— Given instruction —
Quote the whole listing exactly. Leave the pictures out of your copy.

— Provided data —
────────────────────────────────────────

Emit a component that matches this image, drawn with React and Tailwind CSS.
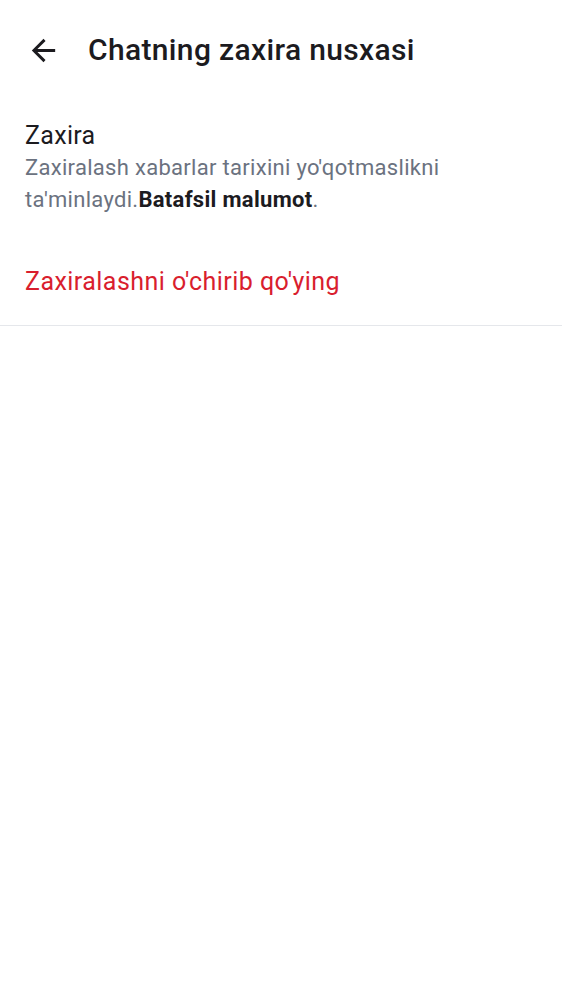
import { MdArrowBack } from 'react-icons/md'

function App() {
  return (
    <div className="min-h-screen bg-white font-['Roboto',sans-serif] text-[#1c1b1f]">
      <header className="flex items-center h-[100px] pl-[26px]">
        <MdArrowBack size={35} className="text-[#1c1b1f]" />
        <h1 className="ml-[27px] text-[30px] font-medium leading-none tracking-[0.35px]">
          Chatning zaxira nusxasi
        </h1>
      </header>

      <section className="px-[25px] pt-[21px]">
        <div className="text-[25px] leading-[30px] tracking-[0.3px]">Zaxira</div>
        <p className="mt-[1px] text-[22px] leading-[32px] tracking-[0.3px] text-[#6b7280] max-w-[470px]">
          Zaxiralash xabarlar tarixini yo'qotmaslikni ta'minlaydi.
          <span className="font-bold text-[#1c1b1f]">Batafsil malumot</span>.
        </p>
      </section>

      <button className="block w-full text-left px-[25px] pt-[51px] pb-[28px] text-[25px] leading-[30px] tracking-[0.45px] text-[#d91e2e]">
        Zaxiralashni o'chirib qo'ying
      </button>
      <div className="h-px bg-[#e5e7eb]" />
    </div>
  )
}

export default App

────────────────────────────────────────

— Written answer —
Emit a component that matches this image, drawn with React and Tailwind CSS.
import { MdArrowBack } from 'react-icons/md'

function App() {
  return (
    <div className="min-h-screen bg-white font-['Roboto',sans-serif] text-[#1c1b1f]">
      <header className="flex items-center h-[100px] pl-[26px]">
        <MdArrowBack size={35} className="text-[#1c1b1f]" />
        <h1 className="ml-[27px] text-[30px] font-medium leading-none tracking-[0.35px]">
          Chatning zaxira nusxasi
        </h1>
      </header>

      <section className="px-[25px] pt-[21px]">
        <div className="text-[25px] leading-[30px] tracking-[0.3px]">Zaxira</div>
        <p className="mt-[1px] text-[22px] leading-[32px] tracking-[0.3px] text-[#6b7280] max-w-[470px]">
          Zaxiralash xabarlar tarixini yo'qotmaslikni ta'minlaydi.
          <span className="font-bold text-[#1c1b1f]">Batafsil malumot</span>.
        </p>
      </section>

      <button className="block w-full text-left px-[25px] pt-[51px] pb-[28px] text-[25px] leading-[30px] tracking-[0.45px] text-[#d91e2e]">
        Zaxiralashni o'chirib qo'ying
      </button>
      <div className="h-px bg-[#e5e7eb]" />
    </div>
  )
}

export default App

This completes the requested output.